CHALLENGE ▸
Copy each line that contains the word "React".

======== RAW RECORDS

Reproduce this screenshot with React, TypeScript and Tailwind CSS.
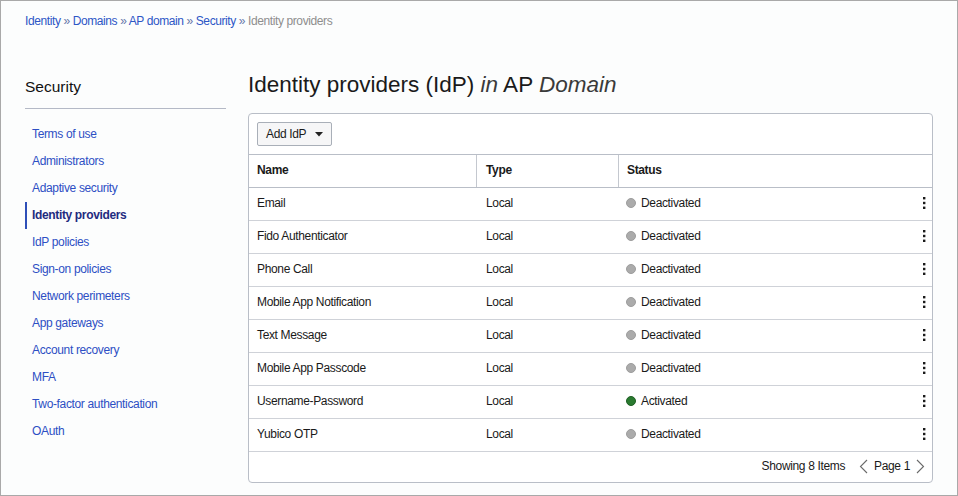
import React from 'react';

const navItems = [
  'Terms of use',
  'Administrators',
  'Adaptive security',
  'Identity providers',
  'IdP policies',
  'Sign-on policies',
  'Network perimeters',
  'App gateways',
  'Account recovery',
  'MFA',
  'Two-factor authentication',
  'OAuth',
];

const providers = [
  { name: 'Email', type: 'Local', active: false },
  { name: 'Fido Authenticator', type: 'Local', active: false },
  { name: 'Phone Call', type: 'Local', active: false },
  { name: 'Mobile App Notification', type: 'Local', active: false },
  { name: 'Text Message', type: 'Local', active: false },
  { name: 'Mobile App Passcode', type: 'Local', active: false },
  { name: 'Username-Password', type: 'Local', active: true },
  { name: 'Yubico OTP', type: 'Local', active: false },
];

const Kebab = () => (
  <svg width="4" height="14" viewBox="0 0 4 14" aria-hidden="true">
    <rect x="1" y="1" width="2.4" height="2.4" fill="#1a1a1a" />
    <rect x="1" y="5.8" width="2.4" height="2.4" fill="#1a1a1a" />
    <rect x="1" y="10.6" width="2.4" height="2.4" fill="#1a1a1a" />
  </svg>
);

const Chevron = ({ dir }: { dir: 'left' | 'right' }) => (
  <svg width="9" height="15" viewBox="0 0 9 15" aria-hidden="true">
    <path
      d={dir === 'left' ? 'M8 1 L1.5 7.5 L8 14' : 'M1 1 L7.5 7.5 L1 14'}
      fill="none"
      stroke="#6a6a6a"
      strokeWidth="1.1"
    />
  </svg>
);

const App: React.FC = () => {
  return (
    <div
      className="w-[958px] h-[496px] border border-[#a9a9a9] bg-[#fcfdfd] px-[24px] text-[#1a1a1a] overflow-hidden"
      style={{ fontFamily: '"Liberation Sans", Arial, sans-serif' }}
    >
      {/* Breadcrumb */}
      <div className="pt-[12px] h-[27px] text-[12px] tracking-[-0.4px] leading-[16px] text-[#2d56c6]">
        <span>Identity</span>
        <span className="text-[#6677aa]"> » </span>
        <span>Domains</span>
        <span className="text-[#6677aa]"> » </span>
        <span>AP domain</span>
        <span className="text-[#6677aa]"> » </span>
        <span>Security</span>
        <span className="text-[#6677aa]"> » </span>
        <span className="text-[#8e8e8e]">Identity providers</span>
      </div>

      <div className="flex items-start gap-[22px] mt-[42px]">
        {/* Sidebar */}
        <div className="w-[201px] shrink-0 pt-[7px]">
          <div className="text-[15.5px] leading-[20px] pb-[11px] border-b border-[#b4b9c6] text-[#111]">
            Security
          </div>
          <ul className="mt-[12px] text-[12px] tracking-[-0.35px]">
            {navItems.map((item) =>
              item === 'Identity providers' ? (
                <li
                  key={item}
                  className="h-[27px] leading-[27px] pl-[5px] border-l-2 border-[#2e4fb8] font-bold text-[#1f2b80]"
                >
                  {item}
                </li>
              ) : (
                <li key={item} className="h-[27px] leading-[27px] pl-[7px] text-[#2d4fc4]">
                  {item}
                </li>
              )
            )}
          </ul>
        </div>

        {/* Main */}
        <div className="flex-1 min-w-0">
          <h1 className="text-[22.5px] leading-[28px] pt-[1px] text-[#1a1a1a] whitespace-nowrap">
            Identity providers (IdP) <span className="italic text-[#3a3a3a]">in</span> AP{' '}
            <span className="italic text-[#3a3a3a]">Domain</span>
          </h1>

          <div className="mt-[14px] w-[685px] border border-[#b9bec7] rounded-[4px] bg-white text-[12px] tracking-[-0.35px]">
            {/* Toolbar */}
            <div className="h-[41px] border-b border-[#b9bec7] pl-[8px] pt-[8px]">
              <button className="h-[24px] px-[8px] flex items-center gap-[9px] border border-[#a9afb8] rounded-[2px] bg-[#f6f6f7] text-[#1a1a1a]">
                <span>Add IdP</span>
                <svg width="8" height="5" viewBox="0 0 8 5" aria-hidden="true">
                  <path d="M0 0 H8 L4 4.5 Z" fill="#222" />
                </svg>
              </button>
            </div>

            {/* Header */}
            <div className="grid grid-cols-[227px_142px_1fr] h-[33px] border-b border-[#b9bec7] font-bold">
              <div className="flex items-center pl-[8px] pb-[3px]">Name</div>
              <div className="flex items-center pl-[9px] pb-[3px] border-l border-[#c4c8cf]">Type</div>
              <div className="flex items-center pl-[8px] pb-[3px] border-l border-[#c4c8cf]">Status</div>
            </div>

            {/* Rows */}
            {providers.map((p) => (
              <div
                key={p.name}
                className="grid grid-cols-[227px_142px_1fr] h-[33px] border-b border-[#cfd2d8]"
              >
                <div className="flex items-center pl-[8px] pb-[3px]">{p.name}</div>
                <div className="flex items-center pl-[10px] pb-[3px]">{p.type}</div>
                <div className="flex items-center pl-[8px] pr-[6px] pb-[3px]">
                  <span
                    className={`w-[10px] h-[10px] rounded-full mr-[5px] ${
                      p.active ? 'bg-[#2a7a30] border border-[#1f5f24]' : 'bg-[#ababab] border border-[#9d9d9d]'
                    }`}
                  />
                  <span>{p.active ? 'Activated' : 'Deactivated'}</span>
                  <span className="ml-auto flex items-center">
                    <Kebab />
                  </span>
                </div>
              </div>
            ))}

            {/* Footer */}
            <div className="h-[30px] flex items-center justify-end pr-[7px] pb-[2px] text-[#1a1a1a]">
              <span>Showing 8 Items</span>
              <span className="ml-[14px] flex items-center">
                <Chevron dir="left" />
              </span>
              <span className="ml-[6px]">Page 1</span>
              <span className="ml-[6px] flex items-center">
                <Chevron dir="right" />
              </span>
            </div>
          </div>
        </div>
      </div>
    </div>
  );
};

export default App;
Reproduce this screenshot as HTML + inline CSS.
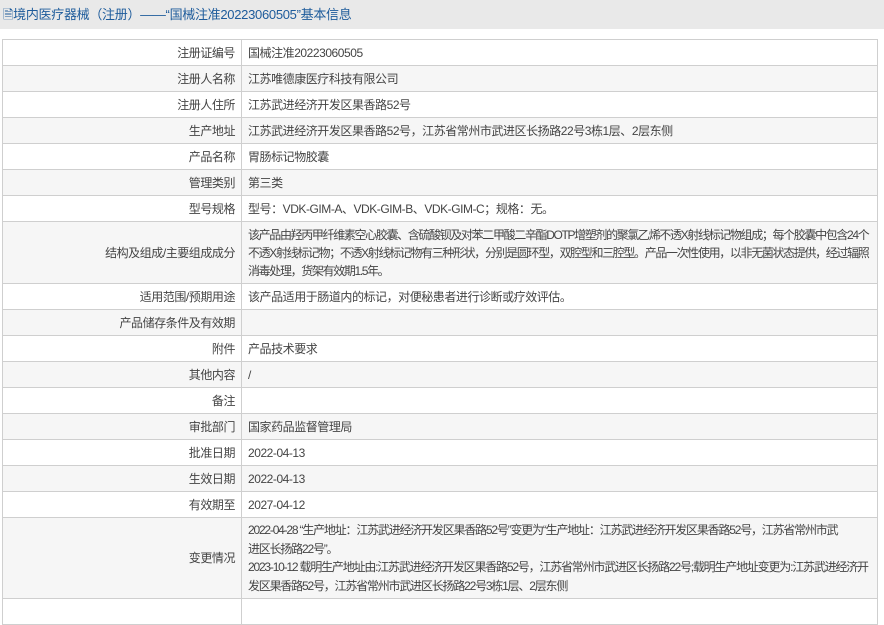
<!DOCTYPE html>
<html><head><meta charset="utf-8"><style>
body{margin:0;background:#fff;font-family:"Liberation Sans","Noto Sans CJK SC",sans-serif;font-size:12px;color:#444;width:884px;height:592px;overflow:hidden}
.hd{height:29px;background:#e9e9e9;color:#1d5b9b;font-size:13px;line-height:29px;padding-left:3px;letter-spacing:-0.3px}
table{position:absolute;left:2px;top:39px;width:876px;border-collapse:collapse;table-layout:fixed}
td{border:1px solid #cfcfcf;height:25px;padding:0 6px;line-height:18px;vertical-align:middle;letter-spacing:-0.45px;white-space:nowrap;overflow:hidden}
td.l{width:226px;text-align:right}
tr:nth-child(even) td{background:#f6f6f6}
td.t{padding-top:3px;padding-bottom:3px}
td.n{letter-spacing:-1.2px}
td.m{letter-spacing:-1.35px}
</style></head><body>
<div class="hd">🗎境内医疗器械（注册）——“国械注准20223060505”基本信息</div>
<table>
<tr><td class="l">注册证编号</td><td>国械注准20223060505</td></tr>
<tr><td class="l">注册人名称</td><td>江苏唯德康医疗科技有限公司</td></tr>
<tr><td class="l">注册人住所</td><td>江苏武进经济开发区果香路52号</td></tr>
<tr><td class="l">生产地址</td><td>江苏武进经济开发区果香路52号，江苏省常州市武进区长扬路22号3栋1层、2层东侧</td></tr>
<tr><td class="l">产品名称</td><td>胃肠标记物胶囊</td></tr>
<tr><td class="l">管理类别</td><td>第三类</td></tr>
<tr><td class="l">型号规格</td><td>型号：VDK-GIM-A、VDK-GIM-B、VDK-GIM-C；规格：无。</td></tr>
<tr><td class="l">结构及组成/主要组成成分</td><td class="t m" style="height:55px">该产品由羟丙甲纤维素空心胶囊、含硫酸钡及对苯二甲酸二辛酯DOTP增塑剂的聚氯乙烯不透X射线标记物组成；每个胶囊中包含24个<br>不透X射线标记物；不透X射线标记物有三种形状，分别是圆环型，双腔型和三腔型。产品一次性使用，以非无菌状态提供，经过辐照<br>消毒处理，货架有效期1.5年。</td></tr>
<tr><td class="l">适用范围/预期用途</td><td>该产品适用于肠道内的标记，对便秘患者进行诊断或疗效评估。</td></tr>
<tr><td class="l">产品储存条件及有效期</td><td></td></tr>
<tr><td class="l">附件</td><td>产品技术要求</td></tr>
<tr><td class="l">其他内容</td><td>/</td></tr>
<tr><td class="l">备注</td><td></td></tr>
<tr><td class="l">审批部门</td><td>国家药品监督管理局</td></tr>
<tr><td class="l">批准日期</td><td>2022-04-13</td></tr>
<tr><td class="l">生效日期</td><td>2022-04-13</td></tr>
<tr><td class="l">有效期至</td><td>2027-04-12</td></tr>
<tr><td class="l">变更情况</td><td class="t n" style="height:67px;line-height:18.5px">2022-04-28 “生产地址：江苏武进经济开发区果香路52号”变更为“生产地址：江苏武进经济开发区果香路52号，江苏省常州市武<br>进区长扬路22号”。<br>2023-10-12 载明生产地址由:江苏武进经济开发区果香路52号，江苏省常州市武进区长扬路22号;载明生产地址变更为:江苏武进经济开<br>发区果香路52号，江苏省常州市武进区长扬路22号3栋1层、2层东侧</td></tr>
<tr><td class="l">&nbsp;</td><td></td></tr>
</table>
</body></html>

================

ANSWER IN FULL ▸
Reproduce this screenshot with React, TypeScript and Tailwind CSS.
import React from 'react';
const App: React.FC = () => {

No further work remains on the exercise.